Canada and North America in the Hemisphere: The Three Countries' Investment-Protection Norms in Latin America

by Amy Tieu and Stephen Clarkson

In the rapidly expanding literature on global norm diffusion, Canada's role, whether as rule maker or rule taker is largely unrecognized. As an "intermediate power" occupying a position in the global hierarchy somewhere between middle-power and great-power standing, Canada has played a mainly secondary role in accepting and generating new norms in two generally distinct categories. In what could be called its ‘white knight’ guise, it has supported, and occasionally even led, the generation of liberal, government-friendly norms aimed to enhance international peace, security, and justice. In the 1990s it was a major player in articulating the Responsibility to Protect doctrine, in supporting the global treaty to ban the use of anti-personnel land mines, and in leading the effort to create a muscular International Criminal Court.

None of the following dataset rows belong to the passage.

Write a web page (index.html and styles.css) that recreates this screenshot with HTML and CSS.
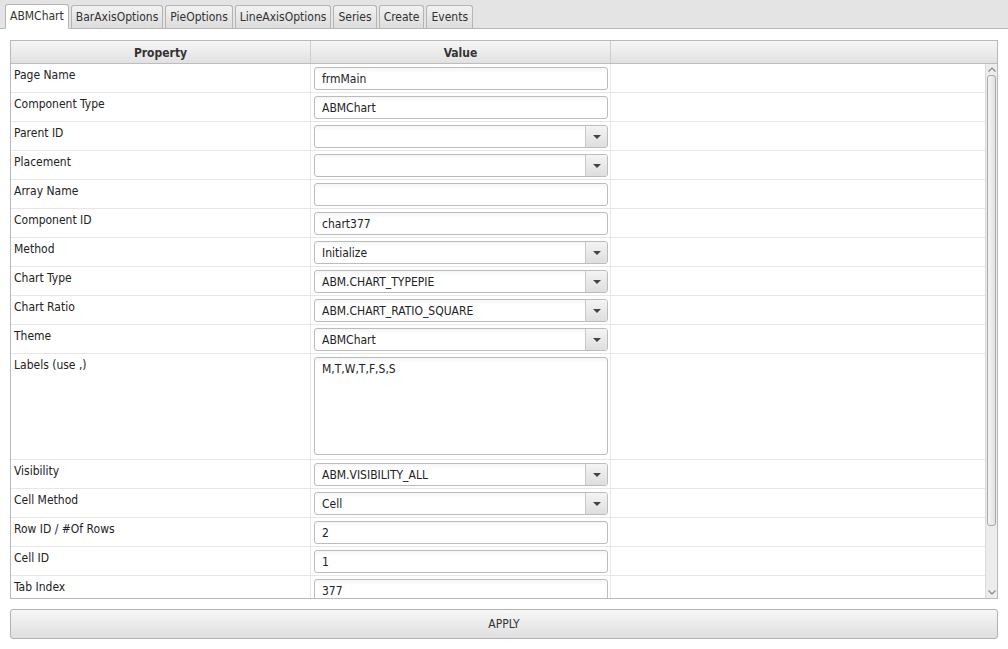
FILE: index.html
```html
<!DOCTYPE html>
<html>
<head>
<meta charset="utf-8">
<link rel="stylesheet" href="styles.css">
</head>
<body>
<div class="tabbar">
  <div class="tab active">ABMChart</div>
  <div class="tab">BarAxisOptions</div>
  <div class="tab">PieOptions</div>
  <div class="tab">LineAxisOptions</div>
  <div class="tab">Series</div>
  <div class="tab">Create</div>
  <div class="tab">Events</div>
</div>
<div class="content">
  <div class="grid">
    <div class="ghead">
      <div class="hc c1">Property</div>
      <div class="hc c2">Value</div>
      <div class="hc c3"></div>
    </div>
    <div class="gbody">
      <div class="rows">
        <div class="row"><div class="cell c1">Page Name</div><div class="cell c2"><div class="inp">frmMain</div></div><div class="cell c3"></div></div>
        <div class="row"><div class="cell c1">Component Type</div><div class="cell c2"><div class="inp">ABMChart</div></div><div class="cell c3"></div></div>
        <div class="row"><div class="cell c1">Parent ID</div><div class="cell c2"><div class="inp sel"><span class="val"></span><span class="btn"><i></i></span></div></div><div class="cell c3"></div></div>
        <div class="row"><div class="cell c1">Placement</div><div class="cell c2"><div class="inp sel"><span class="val"></span><span class="btn"><i></i></span></div></div><div class="cell c3"></div></div>
        <div class="row"><div class="cell c1">Array Name</div><div class="cell c2"><div class="inp"></div></div><div class="cell c3"></div></div>
        <div class="row"><div class="cell c1">Component ID</div><div class="cell c2"><div class="inp">chart377</div></div><div class="cell c3"></div></div>
        <div class="row"><div class="cell c1">Method</div><div class="cell c2"><div class="inp sel"><span class="val">Initialize</span><span class="btn"><i></i></span></div></div><div class="cell c3"></div></div>
        <div class="row"><div class="cell c1">Chart Type</div><div class="cell c2"><div class="inp sel"><span class="val">ABM.CHART_TYPEPIE</span><span class="btn"><i></i></span></div></div><div class="cell c3"></div></div>
        <div class="row"><div class="cell c1">Chart Ratio</div><div class="cell c2"><div class="inp sel"><span class="val">ABM.CHART_RATIO_SQUARE</span><span class="btn"><i></i></span></div></div><div class="cell c3"></div></div>
        <div class="row"><div class="cell c1">Theme</div><div class="cell c2"><div class="inp sel"><span class="val">ABMChart</span><span class="btn"><i></i></span></div></div><div class="cell c3"></div></div>
        <div class="row tall"><div class="cell c1">Labels (use ,)</div><div class="cell c2"><div class="inp area">M,T,W,T,F,S,S</div></div><div class="cell c3"></div></div>
        <div class="row"><div class="cell c1">Visibility</div><div class="cell c2"><div class="inp sel"><span class="val">ABM.VISIBILITY_ALL</span><span class="btn"><i></i></span></div></div><div class="cell c3"></div></div>
        <div class="row"><div class="cell c1">Cell Method</div><div class="cell c2"><div class="inp sel"><span class="val">Cell</span><span class="btn"><i></i></span></div></div><div class="cell c3"></div></div>
        <div class="row"><div class="cell c1">Row ID / #Of Rows</div><div class="cell c2"><div class="inp">2</div></div><div class="cell c3"></div></div>
        <div class="row"><div class="cell c1">Cell ID</div><div class="cell c2"><div class="inp">1</div></div><div class="cell c3"></div></div>
        <div class="row"><div class="cell c1">Tab Index</div><div class="cell c2"><div class="inp">377</div></div><div class="cell c3"></div></div>
      </div>
      <div class="sbar">
        <div class="arrow up"><svg width="8" height="5" viewBox="0 0 8 5"><path d="M0.5 4.5 L4 1 L7.5 4.5" fill="none" stroke="#888" stroke-width="1.2"/></svg></div>
        <div class="track"><div class="thumb"></div></div>
        <div class="arrow down"><svg width="8" height="5" viewBox="0 0 8 5"><path d="M0.5 0.5 L4 4 L7.5 0.5" fill="none" stroke="#888" stroke-width="1.2"/></svg></div>
      </div>
    </div>
  </div>
  <div class="apply">APPLY</div>
</div>
</body>
</html>
```

FILE: styles.css
```css
* { box-sizing: border-box; }
html, body { margin: 0; padding: 0; background: #fff; }
body {
  width: 1008px;
  height: 649px;
  overflow: hidden;
  font-family: "DejaVu Sans Condensed", "DejaVu Sans", sans-serif;
  font-size: 12px;
  color: #222;
}
.tabbar {
  height: 29px;
  background: #e4e4e4;
  border-bottom: 1px solid #b8b8b8;
  display: flex;
  align-items: flex-end;
  padding-left: 5px;
  gap: 2px;
}
.tab {
  height: 24px;
  padding: 0 4px;
  line-height: 22px;
  border: 1px solid #b5b5b5;
  border-radius: 3px 3px 0 0;
  background: linear-gradient(#f2f2f2, #dcdcdc);
  color: #333;
  margin-bottom: -1px;
  border-bottom: 1px solid #b8b8b8;
}
.tab.active {
  background: #fff;
  border-bottom-color: #fff;
  height: 25px;
}
.content {
  padding: 11px 10px 0 10px;
}
.grid {
  width: 988px;
  height: 559px;
  border: 1px solid #b9b9b9;
  display: flex;
  flex-direction: column;
}
.ghead {
  height: 23px;
  display: flex;
  background: linear-gradient(#f6f6f6, #e1e1e1);
  border-bottom: 1px solid #bdbdbd;
  flex: none;
}
.hc {
  font-weight: bold;
  color: #333;
  text-align: center;
  padding-top: 1px;
  line-height: 22px;
  border-right: 1px solid #cfcfcf;
}
.hc.c3 { border-right: none; flex: 1; }
.c1 { width: 300px; flex: none; }
.c2 { width: 300px; flex: none; }
.c3 { flex: 1; }
.gbody {
  flex: 1;
  display: flex;
  overflow: hidden;
}
.rows {
  flex: 1;
  overflow: hidden;
}
.row {
  height: 29px;
  display: flex;
  border-bottom: 1px solid #e6e6e6;
}
.row.tall { height: 106px; }
.cell {
  border-right: 1px solid #e6e6e6;
}
.cell.c3 { border-right: none; }
.cell.c1 {
  padding: 4px 0 0 3px;
  line-height: 14px;
  color: #222;
}
.cell.c2 {
  padding: 3px 2px 0 3px;
}
.inp {
  height: 23px;
  width: 294px;
  border: 1px solid #bcbcbc;
  border-radius: 3px;
  background: linear-gradient(#f6f6f6, #ffffff 5px);
  padding-left: 7px;
  line-height: 22px;
  color: #222;
  display: flex;
}
.inp.area {
  height: 98px;
  display: block;
  padding-top: 3px;
  line-height: 16px;
}
.inp.sel { padding-left: 0; }
.inp.sel .val { flex: 1; padding-left: 7px; }
.inp.sel .btn {
  width: 22px;
  border-left: 1px solid #c8c8c8;
  background: linear-gradient(#f4f4f4, #dedede);
  border-radius: 0 2px 2px 0;
  display: flex;
  align-items: center;
  justify-content: center;
}
.inp.sel .btn i {
  width: 0;
  height: 0;
  border-left: 4px solid transparent;
  border-right: 4px solid transparent;
  border-top: 4px solid #444;
}
.sbar {
  width: 12px;
  flex: none;
  background: #ececec;
  border-left: 1px solid #dadada;
  display: flex;
  flex-direction: column;
}
.arrow {
  height: 11px;
  display: flex;
  align-items: center;
  justify-content: center;
}
.track {
  flex: 1;
}
.thumb {
  margin: 0 1px;
  height: 451px;
  border: 1px solid #a9a9a9;
  border-radius: 3px;
  background: linear-gradient(90deg, #f4f4f4, #e2e2e2);
}
.apply {
  margin-top: 10px;
  width: 988px;
  height: 30px;
  border: 1px solid #b2b2b2;
  border-radius: 3px;
  background: linear-gradient(#f7f7f7, #dfdfdf);
  text-align: center;
  line-height: 29px;
  color: #333;
}
```
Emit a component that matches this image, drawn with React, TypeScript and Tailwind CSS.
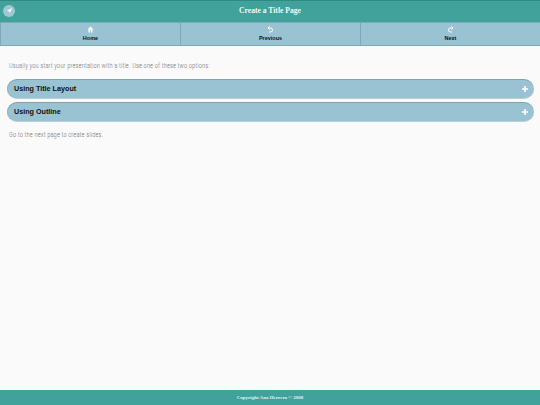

At the same time it was developing a dual ‘black prince’ role that reflected its shift to a neo-conservative paradigm concerning foreign direct investment that had government-restraining implications both domestically and internationally. At home, the federal government began in the 1980s by Ottawa conceding powerful rights to American transnational corporations (TNCs) vis-à-vis their Canadian branch operations by agreeing in the Canada-United States Free Trade Agreement (CUFTA, 1988) that the principle of National Treatment should be extended from not discriminating against imported goods to not discriminating against imported capital. This meant that government policies could no longer be oriented towards giving incentives to domestic companies to help them offset the greater weight of the United States’ TNCs. The process of weakening Canadian governments in relation to foreign capital was dramatically deepened in the North American Free Trade Agreement‘s (NAFTA, 1994) Chapter 11, which allowed US investors to avoid having to use either the Canadian legal system or the GATT’s and, after 1995, the WTO’s intergovernmental dispute-settlement processes. Instead, they were empowered to take any complaints they had against federal or provincial or municipal regulations that affected their financial prospects for arbitration in special ad hoc binational conflict-resolution forums.